Soon she was up in my room offering me a glass of water and telling me that sometimes people see things in the dark that aren’t really there, completely denying my experience. She never again addressed this with me, never explained herself, or her actions. When I brought it up, she was in complete denial about it. She used it to substantiate her feelings that I was lurking around where I had no business being, and that’s how I was able to know things. She used it to prove to everyone that I was delusional and that what I saw was never really there. I went to my older brother and sister for help and solace but they refused to even entertain the idea. It was the final step in my being outcast from my family. This was something that had actually occurred, that I had seen and heard it with all my senses, but there was no separation for them between this situation and anything else I had been talking about. For them, all of it was the ranting of an imagination. For me, there were all real; it was only that this instance was completely tangible and the others were not. My mother helped them develop contempt for me. She began to be fiercer with her accusations against me and not only joined in the ridicule of me, but set me up for it.
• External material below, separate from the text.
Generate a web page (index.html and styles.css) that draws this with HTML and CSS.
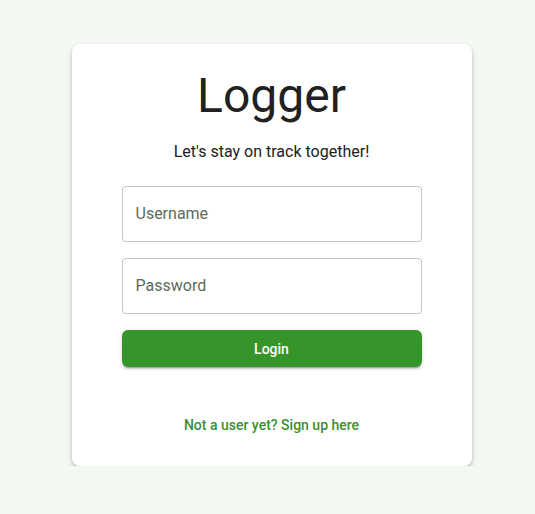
FILE: index.html
```html
<!DOCTYPE html>
<html lang="en">
<head>
<meta charset="utf-8">
<title>Logger</title>
<link rel="stylesheet" href="styles.css">
</head>
<body>
<div class="page">
  <div class="card">
    <h1 class="title">Logger</h1>
    <p class="subtitle">Let's stay on track together!</p>
    <form class="form">
      <div class="field"><input class="input" type="text" placeholder="Username"></div>
      <div class="field"><input class="input" type="password" placeholder="Password"></div>
      <button class="btn" type="button">Login</button>
    </form>
    <a class="link" href="#">Not a user yet? Sign up here</a>
  </div>
</div>
</body>
</html>
```
FILE: styles.css
```css
html, body {
  margin: 0;
  padding: 0;
  background: #f4f8f2;
  font-family: Roboto, "Liberation Sans", sans-serif;
}
.page {
  display: flex;
  justify-content: center;
  padding: 44px 0 0 8px;
}
.card {
  width: 400px;
  box-sizing: border-box;
  background: #ffffff;
  border-radius: 8px;
  box-shadow: 0 3px 5px rgba(0,0,0,0.24), 0 0 2px rgba(0,0,0,0.05);
  padding: 24px 50px 31px;
  display: flex;
  flex-direction: column;
  align-items: center;
}
.title {
  margin: 0;
  font-size: 48px;
  font-weight: 400;
  line-height: 56px;
  color: #212121;
}
.subtitle {
  margin: 14px 0 0;
  font-size: 16px;
  line-height: 28px;
  color: #212121;
}
.form {
  margin-top: 20px;
  width: 100%;
  display: flex;
  flex-direction: column;
  gap: 16px;
}
.field {
  width: 100%;
}
.input {
  display: block;
  width: 100%;
  height: 56px;
  box-sizing: border-box;
  border: 1px solid #c4c4c4;
  border-radius: 4px;
  padding: 0 13px 1px;
  font-family: Roboto, "Liberation Sans", sans-serif;
  font-size: 16px;
  color: #212121;
  background: #fff;
  outline: none;
}
.input::placeholder {
  color: #5d6b56;
  opacity: 1;
}
.btn {
  width: 100%;
  height: 37px;
  border: none;
  border-radius: 6px;
  background: #36952a;
  color: #ffffff;
  font-family: Roboto, "Liberation Sans", sans-serif;
  font-size: 14px;
  font-weight: 500;
  box-shadow: 0 3px 1px -2px rgba(0,0,0,0.2), 0 2px 2px 0 rgba(0,0,0,0.14), 0 1px 5px 0 rgba(0,0,0,0.12);
  cursor: pointer;
}
.link {
  margin-top: 48px;
  font-size: 14px;
  font-weight: 500;
  line-height: 20px;
  color: #3c8f31;
  text-decoration: none;
}
```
Many years later, I would realize that this was the beginning of her campaign to get the spotlight off of her by having everyone believe that I was crazy.
I had no standing in the family from that point on. I was the target for ridicule and blame for whatever was amiss. It didn’t take very long for things to escalate to violence. With Dad away in New York for two weeks at a time, the house became swirling chaos made of my brother’s violent behavior towards us all, my mother’s inability to, or disinterest in, curbing his behavior and the domino effect of the violence from sibling to sibling. The two older ones would be at each other and the loser would take their aggression out on me. Each time I tried to stand up for or defend myself, my mother offered no support. In one instance she actually egged my brother on as he kneeled over me, punching me repeatedly as I was lying on the floor. I was sobbing that I couldn’t breathe, and she calmly stated that if I couldn’t breathe, I wouldn’t be able to talk and then turned and walked back in to the kitchen.
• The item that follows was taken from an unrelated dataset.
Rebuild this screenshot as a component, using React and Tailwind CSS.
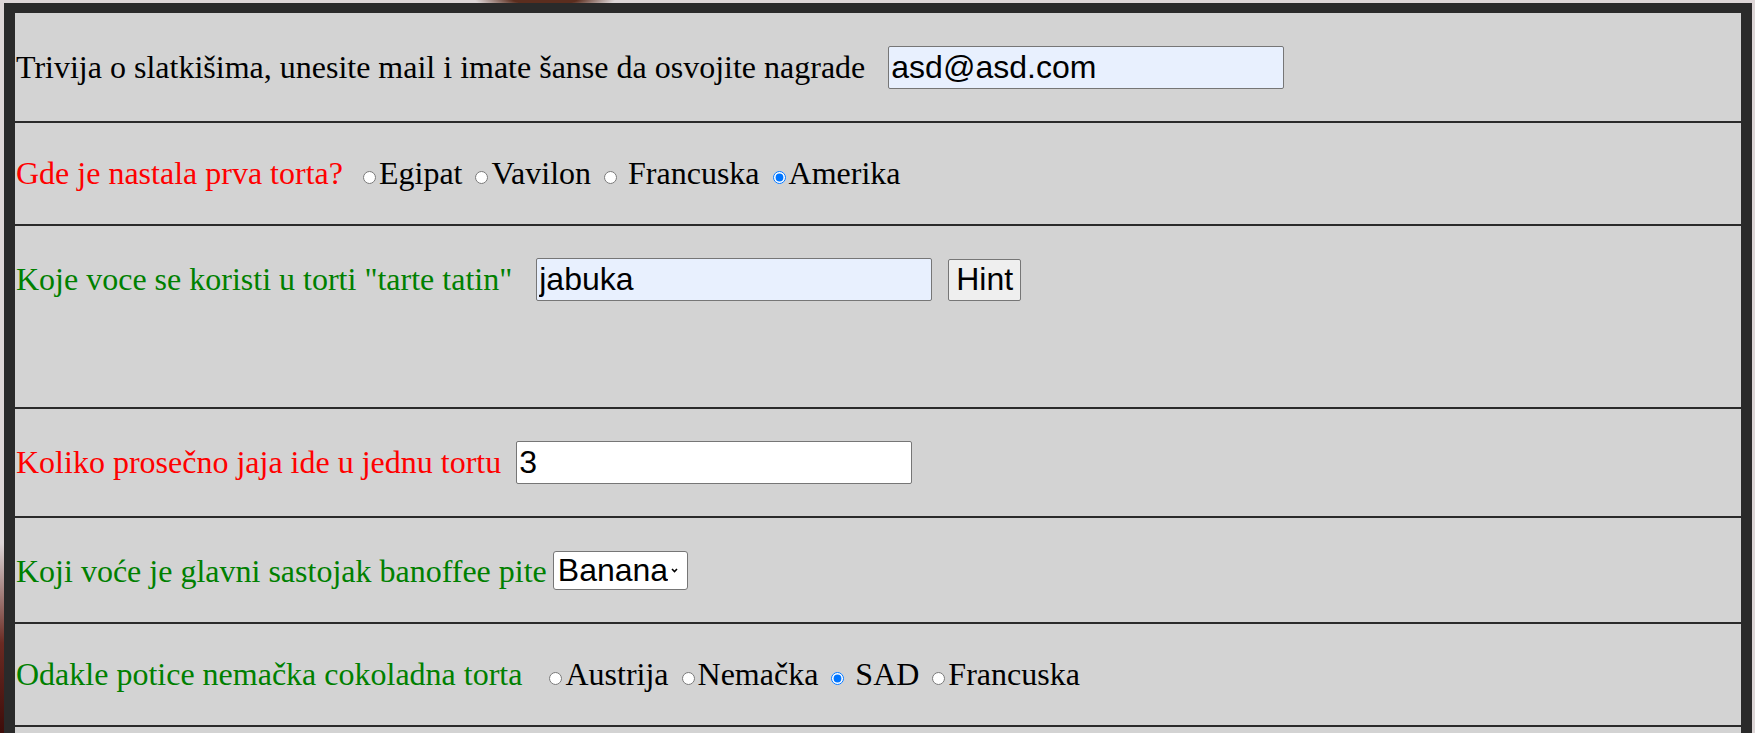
import React from 'react';

const serif = "font-['Liberation_Serif','Times_New_Roman',serif]";
const sans = "font-['Liberation_Sans',Arial,sans-serif]";

const Row = ({ className, children }) => (
    <div className={`flex border-b-2 border-[#2a2a2a] pl-px ${className}`}>
        <div className="leading-[normal] whitespace-nowrap">{children}</div>
    </div>
);

const Radio = ({ name, checked, className = 'ml-[13px]' }) => (
    <input
        type="radio"
        name={name}
        defaultChecked={checked}
        className={`mt-[3px] mr-[3px] ${className}`}
    />
);

const TextInput = ({ value, autofill, className = '' }) => (
    <input
        type="text"
        defaultValue={value}
        className={`h-[43px] w-[396px] rounded-[2px] border border-[#767676] px-[2px] text-[32px] text-black outline-none ${sans} ${autofill ? 'bg-[#e8f0fe]' : 'bg-white'} ${className}`}
    />
);

export default function App() {
    return (
        <div className="min-h-screen bg-[#ddd6d7] bg-[image:radial-gradient(ellipse_70px_10px_at_545px_0px,#5b2d1e_0%,#5b2d1e_45%,transparent_100%),radial-gradient(circle_at_0px_733px,#3d0d0a_0px,#6a2a22_90px,transparent_190px)] pt-[3px] pl-[4px] pr-[3px]">
            <div className={`border-x-[11px] border-t-[10px] border-[#2a2a2a] bg-[#d3d3d3] text-[32px] ${serif}`}>
                <Row className="h-[110px] items-center">
                    <span className="text-black">Trivija o slatkišima, unesite mail i imate šanse da osvojite nagrade</span>
                    <TextInput value="asd@asd.com" autofill className="ml-[23px]" />
                </Row>

                <Row className="h-[103px] items-center">
                    <span className="text-[#ff0000]">Gde je nastala prva torta?</span>
                    <Radio name="q1" className="ml-[20px]" />
                    <span>Egipat</span>
                    <Radio name="q1" />
                    <span>Vavilon</span>
                    <Radio name="q1" />
                    <span className="ml-[8px]">Francuska</span>
                    <Radio name="q1" checked />
                    <span>Amerika</span>
                </Row>

                <Row className="h-[183px] items-start pt-[32px]">
                    <span className="text-[#008000]">Koje voce se koristi u torti "tarte tatin"</span>
                    <TextInput value="jabuka" autofill className="ml-[24px]" />
                    <button
                        type="button"
                        className={`ml-[16px] h-[42px] rounded-[2px] border border-[#767676] bg-[#efefef] px-[7px] text-[32px] text-black ${sans}`}
                    >
                        Hint
                    </button>
                </Row>

                <Row className="h-[109px] items-center">
                    <span className="text-[#ff0000]">Koliko prosečno jaja ide u jednu tortu</span>
                    <TextInput value="3" className="ml-[15px]" />
                </Row>

                <Row className="h-[106px] items-center">
                    <span className="text-[#008000]">Koji voće je glavni sastojak banoffee pite</span>
                    <span className="ml-[6px] inline-flex h-[39px] items-center rounded-[3px] border border-[#767676] bg-white pl-[4px] pr-[9px] align-baseline">
                        <select
                            defaultValue="banana"
                            className={`w-[110px] appearance-none bg-transparent text-[32px] leading-[normal] text-black outline-none ${sans}`}
                        >
                            <option value="banana">Banana</option>
                            <option value="jabuka">Jabuka</option>
                            <option value="jagoda">Jagoda</option>
                        </select>
                        <svg width="7" height="5" viewBox="0 0 7 5" className="ml-[3px]">
                            <path d="M1 1l2.5 2.5L6 1" stroke="#000" strokeWidth="1.6" fill="none" />
                        </svg>
                    </span>
                </Row>

                <Row className="h-[103px] items-center">
                    <span className="text-[#008000]">Odakle potice nemačka cokoladna torta</span>
                    <Radio name="q6" className="ml-[27px]" />
                    <span>Austrija</span>
                    <Radio name="q6" />
                    <span>Nemačka</span>
                    <Radio name="q6" checked />
                    <span className="ml-[8px]">SAD</span>
                    <Radio name="q6" />
                    <span>Francuska</span>
                </Row>

                <div className="h-[100px]" />
            </div>
        </div>
    );
}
As soon as I was able to get up, I ran from the house and wandered along the beach. I ended up near the school yard where I met up with some friends. I convinced one of them to let me hide in her room that night. They found me sometime in the wee hours of the morning and my poor friend was punished for helping me. I was driven home where my mother was on the telephone with Dad. She wouldn’t let me talk to him, but he did come home a week early and I was able to see him that weekend. It tore my heart out when he left again and it also put me in fear of what could happen next.
Things took a hard turn from worse to horrible over the next few weeks. I was assaulted and molested by my brother and was saved by a neighbor who heard my cries and came running. I lived in fear and it was all I could do to keep out of everyone’s way. I couldn’t eat and was made to sit at the table until I had finished my dinner. I sat there until the kitchen had been cleaned up and the darkness was only broken by the little light on the stove. Maybe it was that I wouldn’t eat, that it was the one place that I could control what happened to my body. That and avoiding the enema by taking a large swallow of the Castoria every morning. I didn’t starve because my mother took to setting the kitchen timer and saying that I had to be finished eating before it went off. She never told me how long she was giving me, nor did she say what would happen if it went off and I hadn’t finished. It didn’t matter, because it worked. The fear of what was possible made me eat.
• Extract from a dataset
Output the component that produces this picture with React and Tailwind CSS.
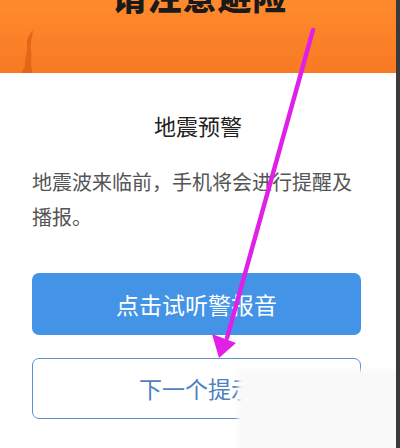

In my aloneness and my fear, I took solace in the rhythm of the Lake. I watched the waves roll and the spring come and go and turn to summer. Over the summer the decision was made that my brother would be sent away for school high school. I’ve often scoffed at their logic: the perpetrator got a free ride to one of the country’s top prep schools and the victim got no notice at all.
One day I awakened to the sound of the foghorn crooning in the distance; inviting me down to the water’s edge. Lying there in the semi-dark, I listened to the quiet rush of the waves. Over the years I had used their sound to lull me to sleep, and had listened to them each morning before their sound was obscured by the noises of the day. As soon as there was enough light to guide me on that June morning in 1962, I dressed quietly, and left the house. I descended the stairs leading from the patio to the street and crossed without looking, for I knew there would be no cars at that early hour. Another flight of stairs led me down to the seawall. It was then a quick slide down and my feet hit the sand. The fog was dense enough to limit visibility. Across the beach, the waves gently lapping upon the shore looked like water seeping under the threshold of some giant door. Enveloped in the quiet, I turned at the water’s edge and walked on, letting my mind make its own way through my thoughts.
The fog began to lift, and I headed home. I had just walked my last walk on the beach. My sister and brother had been off with friends for a final sleep over the night before. Dad had taken me to the children’s amusement park and out for ice cream, just the two of us. I felt special and cared for and safe for the first time in months. As I climbed up the stairs from the beach to the road, I saw the Mayflower truck parked in front of the house like some great barrier to everything I had known. The house was swarming with movers as they packed all our belongings into the huge truck. It was the summer before I entered the sixth grade, and Dad had come home to shepherd us all to Columbia County, New York.